PROBLEM REQUIREMENTS » Everything from the first line to the line containing "const done = 2;" is to be repeated exactly; nothing past it.

PROVIDED MATERIAL »

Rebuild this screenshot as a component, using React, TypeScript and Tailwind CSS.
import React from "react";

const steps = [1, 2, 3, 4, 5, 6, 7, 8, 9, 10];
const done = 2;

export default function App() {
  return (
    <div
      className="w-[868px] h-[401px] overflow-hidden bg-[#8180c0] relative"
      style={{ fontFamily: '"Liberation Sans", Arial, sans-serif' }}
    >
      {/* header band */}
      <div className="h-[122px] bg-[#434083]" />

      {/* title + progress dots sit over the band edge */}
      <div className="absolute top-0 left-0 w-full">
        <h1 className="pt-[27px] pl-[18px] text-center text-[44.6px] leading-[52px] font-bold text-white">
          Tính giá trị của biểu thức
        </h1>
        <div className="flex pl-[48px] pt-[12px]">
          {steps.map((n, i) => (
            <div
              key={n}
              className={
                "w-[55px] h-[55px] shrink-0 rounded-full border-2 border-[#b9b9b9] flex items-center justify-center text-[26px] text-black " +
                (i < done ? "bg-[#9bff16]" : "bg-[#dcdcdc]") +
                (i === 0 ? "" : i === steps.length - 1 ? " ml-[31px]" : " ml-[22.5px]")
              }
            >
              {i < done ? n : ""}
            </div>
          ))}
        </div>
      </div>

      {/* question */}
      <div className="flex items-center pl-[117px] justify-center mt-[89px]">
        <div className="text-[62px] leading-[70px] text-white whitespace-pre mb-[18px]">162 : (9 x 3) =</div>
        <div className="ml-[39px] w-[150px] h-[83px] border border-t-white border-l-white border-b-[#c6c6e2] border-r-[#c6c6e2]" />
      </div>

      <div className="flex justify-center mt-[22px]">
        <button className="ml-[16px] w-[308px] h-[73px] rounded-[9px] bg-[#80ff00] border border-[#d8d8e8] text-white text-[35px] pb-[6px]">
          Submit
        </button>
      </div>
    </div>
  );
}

CORRECT RESPONSE »
Rebuild this screenshot as a component, using React, TypeScript and Tailwind CSS.
import React from "react";

const steps = [1, 2, 3, 4, 5, 6, 7, 8, 9, 10];
const done = 2;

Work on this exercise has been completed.